Rolnik szuka żony - miłość jednak istnieje
Nie zapominajmy jednak, że "Rolnik szuka żony" to, przynajmniej teoretycznie, program o miłości. Nie wszyscy uczestnicy stali się bohaterami afer i skandali. Część z nich, np. Jakub, skupił się wyłącznie na tym, aby dzięki show TVP1 odnaleźć drugą połówkę. Bez krzyków, pretensji, kosmicznych wymagań i nieszczerych zagrywek.
Choć początkowo uznawany był za jednego z najbardziej wybrednych (tuż po Waldemarze) uczestników 6. edycji, on doskonale wiedział, co robi. Przyszedł do programu z konkretnie wyznaczonym celem.
Po przeczytaniu listów od kandydatek zdecydował, że chce bliżej poznać tylko dwie panie: Ewę i Annę. Stwierdził, że obie zaprosi do kolejnego etapu, choć, jak sam przyznał, miał już faworytkę. Nie chciał jednak zdradzać przed kamerami, do której z dziewczyn jego serce mocniej zabiło.
Jednak wystarczyło dokładnie obejrzeć 5. odcinek, aby zreflektować się, którą panią miał wówczas na myśli. Choć podczas prac w gospodarstwie starał się nie faworyzować żadnej z pań, jedna rozmowa wyraźnie wskazała, kogo widziałby u swojego boku na stałe. I rzeczywiście.

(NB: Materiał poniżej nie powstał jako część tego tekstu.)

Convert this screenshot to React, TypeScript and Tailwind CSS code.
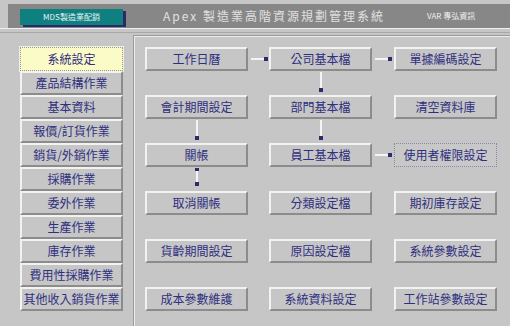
import React from 'react';

const FONT = { fontFamily: '"Noto Sans CJK TC", "Noto Sans CJK SC", "Liberation Sans", sans-serif' };

const MENU = [
  '系統設定',
  '產品結構作業',
  '基本資料',
  '報價/訂貨作業',
  '銷貨/外銷作業',
  '採購作業',
  '委外作業',
  '生產作業',
  '庫存作業',
  '費用性採購作業',
  '其他收入銷貨作業',
];

// raised 3D button look
const raised =
  'border-t-2 border-l-2 border-b-2 border-r-2 border-t-[#f2f2f2] border-l-[#f2f2f2] border-b-[#8c8c8c] border-r-[#8c8c8c]';

function SideButton({ label, active }: { label: string; active?: boolean }) {
  if (active) {
    return (
      <div className="h-[24px] w-[103px] flex items-center justify-center bg-[#fbfbc8] border border-dotted border-[#9a9a7a] outline outline-1 outline-[#eeeeee] text-[12px] text-[#2f2f7f]">
        {label}
      </div>
    );
  }
  return (
    <div className={`h-[24px] w-[103px] flex items-center justify-center bg-[#c6c6c6] text-[12px] text-[#2f2f7f] ${raised}`}>
      {label}
    </div>
  );
}

function Btn({ label, focus }: { label: string; focus?: boolean }) {
  if (focus) {
    return (
      <div className="h-[24px] w-[103px] flex items-center justify-center bg-[#c8c8c8] border border-dotted border-[#8888a8] text-[12px] text-[#2f2f7f]">
        {label}
      </div>
    );
  }
  return (
    <div className={`h-[24px] w-[103px] flex items-center justify-center bg-[#c6c6c6] text-[12px] text-[#2f2f7f] ${raised}`}>
      {label}
    </div>
  );
}

function HLink() {
  return (
    <div className="flex items-center h-full pl-[3px]">
      <div className="h-[2px] w-[13px] bg-[#f4f4f4]" />
      <div className="h-[4px] w-[4px] bg-[#2c2c6c]" />
    </div>
  );
}

function VLink({ both }: { both?: boolean }) {
  return (
    <div className="flex flex-col items-center h-full pt-[1px]">
      {both && <div className="h-[3px] w-[4px] bg-[#2c2c6c]" />}
      <div className={`w-[2px] bg-[#f4f4f4] ${both ? 'h-[11px]' : 'h-[16px]'}`} />
      <div className="h-[4px] w-[4px] bg-[#2c2c6c]" />
    </div>
  );
}

const Empty = () => <div />;

export default function App() {
  return (
    <div className="w-[510px] h-[326px] bg-[#c6c6c6] overflow-hidden" style={FONT}>
      {/* Header */}
      <div className="pt-[4px] pl-[8px]">
        <div className="h-[24px] bg-[#878787] flex items-center">
          <div className="shrink-0 ml-[12px] mt-[1px] w-[103px] h-[16px] bg-[#0e8080] flex items-center justify-center shadow-[3px_2px_0_#2a2a6a]">
            <span className="text-[8px] text-[#e8f4f4]">MDS製造業配銷</span>
          </div>
          <div className="shrink-0 ml-[40px] text-[12px] text-[#e0e0e0] tracking-[2px] whitespace-nowrap">
            Apex 製造業高階資源規劃管理系統
          </div>
          <div className="shrink-0 ml-[42px] text-[8px] text-[#f0f0f0] whitespace-nowrap">VAR 專弘資訊</div>
        </div>
      </div>
      <div className="h-[1px] bg-[#f0f0f0]" />
      <div className="h-[3px]" />
      <div className="h-[1px] bg-[#a8a8a8]" />

      {/* Body */}
      <div className="flex mt-[2px]">
        <div className="w-[133px] pl-[20px] pt-[12px] flex flex-col">
          {MENU.map((m, i) => (
            <SideButton key={m} label={m} active={i === 0} />
          ))}
        </div>

        <div className="flex-1 h-[300px] border-t border-l border-t-[#9a9a9a] border-l-[#9a9a9a]">
          <div className="h-full border-t border-l border-t-[#ececec] border-l-[#ececec] pl-[10px] pt-[10px]">
            <div className="grid grid-cols-[103px_21px_103px_22px_103px] grid-rows-[24px_24px_24px_24px_24px_24px_24px_24px_24px_24px_24px]">
              {/* row 1 */}
              <Btn label="工作日曆" />
              <HLink />
              <Btn label="公司基本檔" />
              <HLink />
              <Btn label="單據編碼設定" />
              <Empty /><Empty /><VLink /><Empty /><Empty />
              {/* row 2 */}
              <Btn label="會計期間設定" />
              <Empty />
              <Btn label="部門基本檔" />
              <Empty />
              <Btn label="清空資料庫" />
              <VLink /><Empty /><VLink /><Empty /><Empty />
              {/* row 3 */}
              <Btn label="關帳" />
              <Empty />
              <Btn label="員工基本檔" />
              <HLink />
              <Btn label="使用者權限設定" focus />
              <VLink both /><Empty /><Empty /><Empty /><Empty />
              {/* row 4 */}
              <Btn label="取消關帳" />
              <Empty />
              <Btn label="分類設定檔" />
              <Empty />
              <Btn label="期初庫存設定" />
              <Empty /><Empty /><Empty /><Empty /><Empty />
              {/* row 5 */}
              <Btn label="貨齡期間設定" />
              <Empty />
              <Btn label="原因設定檔" />
              <Empty />
              <Btn label="系統參數設定" />
              <Empty /><Empty /><Empty /><Empty /><Empty />
              {/* row 6 */}
              <Btn label="成本參數維護" />
              <Empty />
              <Btn label="系統資料設定" />
              <Empty />
              <Btn label="工作站參數設定" />
            </div>
          </div>
        </div>
      </div>
    </div>
  );
}
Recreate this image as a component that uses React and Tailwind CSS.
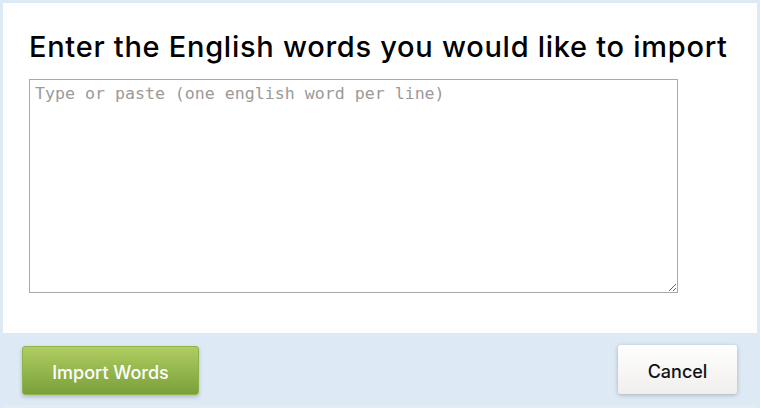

Zgodnie z przewidywaniami wybór padł na Annę.
Jakub, niczym prawdziwy dżentelmen, podziękował Ewie za przyjazd i w kulturalny sposób ją pożegnał. Od tej pory mógł skupić się wyłącznie na Ani. Efekt? Para wciąż jest razem, choć oboje ostrożnie mówią o swoich uczuciach. Nie chcą niczego zepsuć, bo czują, że między nimi rodzi się coś naprawdę pięknego.
Jeśli jeszcze nie obejrzałeś ani jednego odcinka, najwyższa pora to zmienić. "Rolnik szuka żony" pracuje na miano polskiej "Mody na sukces". I to w najlepszym wydaniu. Będziemy tęsknić!